I have free-range, organic, all natural antibodies. They are at least, and according to recent research, if not MORE effective than vaccine immunity.
However, there are additional risks for people who have already had Covid and then get vaccinated.
Risks I do not care to take.
For cruise ships or other entities to focus only on those who are vaccinated vs those who have already had Covid is the opposite of “following the science”.
I believe you entirely. Best way to build immunity is to get a mild exposure to any virus. That is how I survived growing up in India which has plenty of viruses going around.
However when they are boarding 3000-4000 passengers in 3 hours on a cruise ship, there is not enough time to test every passenger. A vaccine document is much faster to process.
So yes, you may not need the vaccine. But you might miss out on participating in some activities.

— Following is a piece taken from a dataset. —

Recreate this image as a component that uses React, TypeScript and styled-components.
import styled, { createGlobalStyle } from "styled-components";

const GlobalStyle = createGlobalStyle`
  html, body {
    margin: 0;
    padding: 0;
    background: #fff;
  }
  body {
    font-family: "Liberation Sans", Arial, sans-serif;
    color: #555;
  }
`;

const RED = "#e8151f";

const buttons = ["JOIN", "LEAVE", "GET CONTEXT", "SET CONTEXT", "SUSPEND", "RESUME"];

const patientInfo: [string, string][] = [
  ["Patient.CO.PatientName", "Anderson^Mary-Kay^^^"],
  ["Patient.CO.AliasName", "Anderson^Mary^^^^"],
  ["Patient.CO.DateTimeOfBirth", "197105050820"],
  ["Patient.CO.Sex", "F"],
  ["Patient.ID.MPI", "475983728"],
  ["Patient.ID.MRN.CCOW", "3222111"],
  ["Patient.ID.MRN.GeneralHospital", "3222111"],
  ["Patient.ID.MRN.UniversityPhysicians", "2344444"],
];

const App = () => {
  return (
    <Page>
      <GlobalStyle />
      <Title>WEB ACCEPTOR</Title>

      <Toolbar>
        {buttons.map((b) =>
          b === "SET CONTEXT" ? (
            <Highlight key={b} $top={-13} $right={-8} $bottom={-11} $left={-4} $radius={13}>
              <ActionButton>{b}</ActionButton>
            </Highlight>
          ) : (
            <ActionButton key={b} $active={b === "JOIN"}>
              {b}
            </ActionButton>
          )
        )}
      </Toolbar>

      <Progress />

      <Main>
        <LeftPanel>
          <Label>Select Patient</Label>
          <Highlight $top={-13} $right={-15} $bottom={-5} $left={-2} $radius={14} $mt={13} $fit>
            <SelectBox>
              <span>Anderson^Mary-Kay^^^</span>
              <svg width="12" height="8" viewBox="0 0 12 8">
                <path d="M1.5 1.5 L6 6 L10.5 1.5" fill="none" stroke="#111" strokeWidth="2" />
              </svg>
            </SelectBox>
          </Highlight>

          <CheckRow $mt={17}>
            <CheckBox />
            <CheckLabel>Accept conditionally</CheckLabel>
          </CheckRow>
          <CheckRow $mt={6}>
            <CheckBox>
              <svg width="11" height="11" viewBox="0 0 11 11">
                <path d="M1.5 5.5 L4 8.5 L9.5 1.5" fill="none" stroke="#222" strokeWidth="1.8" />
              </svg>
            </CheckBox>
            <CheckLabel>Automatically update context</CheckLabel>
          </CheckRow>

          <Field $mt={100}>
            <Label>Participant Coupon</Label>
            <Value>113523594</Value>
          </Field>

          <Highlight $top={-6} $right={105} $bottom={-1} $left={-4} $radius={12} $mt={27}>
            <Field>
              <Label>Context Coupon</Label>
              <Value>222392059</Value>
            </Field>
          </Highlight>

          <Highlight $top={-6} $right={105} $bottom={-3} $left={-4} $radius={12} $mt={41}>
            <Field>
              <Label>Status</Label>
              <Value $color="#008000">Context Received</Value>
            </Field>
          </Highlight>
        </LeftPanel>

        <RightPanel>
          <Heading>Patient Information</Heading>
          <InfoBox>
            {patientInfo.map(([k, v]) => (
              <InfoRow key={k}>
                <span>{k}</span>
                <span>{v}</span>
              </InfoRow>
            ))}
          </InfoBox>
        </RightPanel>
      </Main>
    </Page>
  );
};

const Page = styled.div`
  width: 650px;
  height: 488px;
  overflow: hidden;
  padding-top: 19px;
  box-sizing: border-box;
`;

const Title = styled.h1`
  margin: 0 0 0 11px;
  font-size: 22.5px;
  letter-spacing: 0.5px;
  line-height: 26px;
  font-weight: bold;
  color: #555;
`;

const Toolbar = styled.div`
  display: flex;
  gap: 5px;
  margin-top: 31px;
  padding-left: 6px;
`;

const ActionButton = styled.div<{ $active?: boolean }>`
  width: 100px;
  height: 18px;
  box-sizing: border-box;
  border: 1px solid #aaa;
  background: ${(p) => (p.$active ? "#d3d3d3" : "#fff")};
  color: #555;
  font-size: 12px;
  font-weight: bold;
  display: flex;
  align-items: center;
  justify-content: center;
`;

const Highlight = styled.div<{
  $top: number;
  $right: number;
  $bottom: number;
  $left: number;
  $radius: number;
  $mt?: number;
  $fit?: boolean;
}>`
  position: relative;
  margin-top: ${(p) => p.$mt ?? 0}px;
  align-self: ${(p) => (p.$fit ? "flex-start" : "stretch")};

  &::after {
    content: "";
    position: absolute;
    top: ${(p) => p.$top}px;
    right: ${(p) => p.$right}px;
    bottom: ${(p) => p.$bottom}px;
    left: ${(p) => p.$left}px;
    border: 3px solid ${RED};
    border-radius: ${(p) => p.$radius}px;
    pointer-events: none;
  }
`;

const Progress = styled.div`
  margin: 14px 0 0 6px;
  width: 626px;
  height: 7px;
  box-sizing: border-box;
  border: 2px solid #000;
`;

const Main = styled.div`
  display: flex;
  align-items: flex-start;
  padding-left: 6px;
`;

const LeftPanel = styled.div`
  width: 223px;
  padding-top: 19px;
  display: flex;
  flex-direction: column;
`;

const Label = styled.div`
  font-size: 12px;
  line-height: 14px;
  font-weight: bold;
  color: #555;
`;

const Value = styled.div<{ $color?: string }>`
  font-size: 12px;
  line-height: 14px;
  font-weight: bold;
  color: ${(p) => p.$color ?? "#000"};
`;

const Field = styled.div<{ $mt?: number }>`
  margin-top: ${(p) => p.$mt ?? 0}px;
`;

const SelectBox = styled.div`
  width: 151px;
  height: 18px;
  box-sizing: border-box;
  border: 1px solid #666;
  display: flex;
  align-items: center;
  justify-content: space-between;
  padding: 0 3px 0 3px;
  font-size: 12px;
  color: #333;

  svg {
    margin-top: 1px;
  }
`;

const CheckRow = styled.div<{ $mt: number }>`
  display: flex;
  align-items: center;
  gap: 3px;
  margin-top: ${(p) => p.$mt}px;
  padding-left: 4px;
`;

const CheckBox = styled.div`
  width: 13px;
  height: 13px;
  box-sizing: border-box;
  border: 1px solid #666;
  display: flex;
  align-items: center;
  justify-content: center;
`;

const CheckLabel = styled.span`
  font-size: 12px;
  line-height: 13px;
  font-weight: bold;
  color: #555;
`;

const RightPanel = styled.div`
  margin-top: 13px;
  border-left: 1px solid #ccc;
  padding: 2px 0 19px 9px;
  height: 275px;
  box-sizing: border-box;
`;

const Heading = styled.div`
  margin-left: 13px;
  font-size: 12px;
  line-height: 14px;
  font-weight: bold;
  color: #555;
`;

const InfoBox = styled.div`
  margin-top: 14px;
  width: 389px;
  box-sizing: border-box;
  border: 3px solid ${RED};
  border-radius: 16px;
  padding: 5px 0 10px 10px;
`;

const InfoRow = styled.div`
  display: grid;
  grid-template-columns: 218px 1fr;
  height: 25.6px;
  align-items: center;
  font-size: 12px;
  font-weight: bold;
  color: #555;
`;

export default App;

Two disagreements on your statement. The cruise lines aren't focusing only on the vaccinated, the CDC is. They issue the certificates allowing the lines to sail from the US, and it "suggests" 95% vaccinated. The "following the science" problem rests with the CDC. And the underlying problem there likely rests with the unreliability of the tests. At the very least you'd have to equate a vaccination with a positive covid antibodies test. Which makes sense to me. Would you tell me I'm crazy if I suggested perhaps every positive covid test would not result in a positive antibody test? Nor might tests of covid deaths if they'd done them rather than rely on symptoms. If we still had investigative reporters in this country there's a story there. And I'm not blaming hospitals who labeled covid as a contributor to death, impacting compensation. Or the relative inaccuracy of testing. And if covid is like other communicable diseases, mild cases might not trigger an antibody test unless the standards are set low. But clearly I agree with you, a positive antibody test should be the same as vaccination but might expose other things.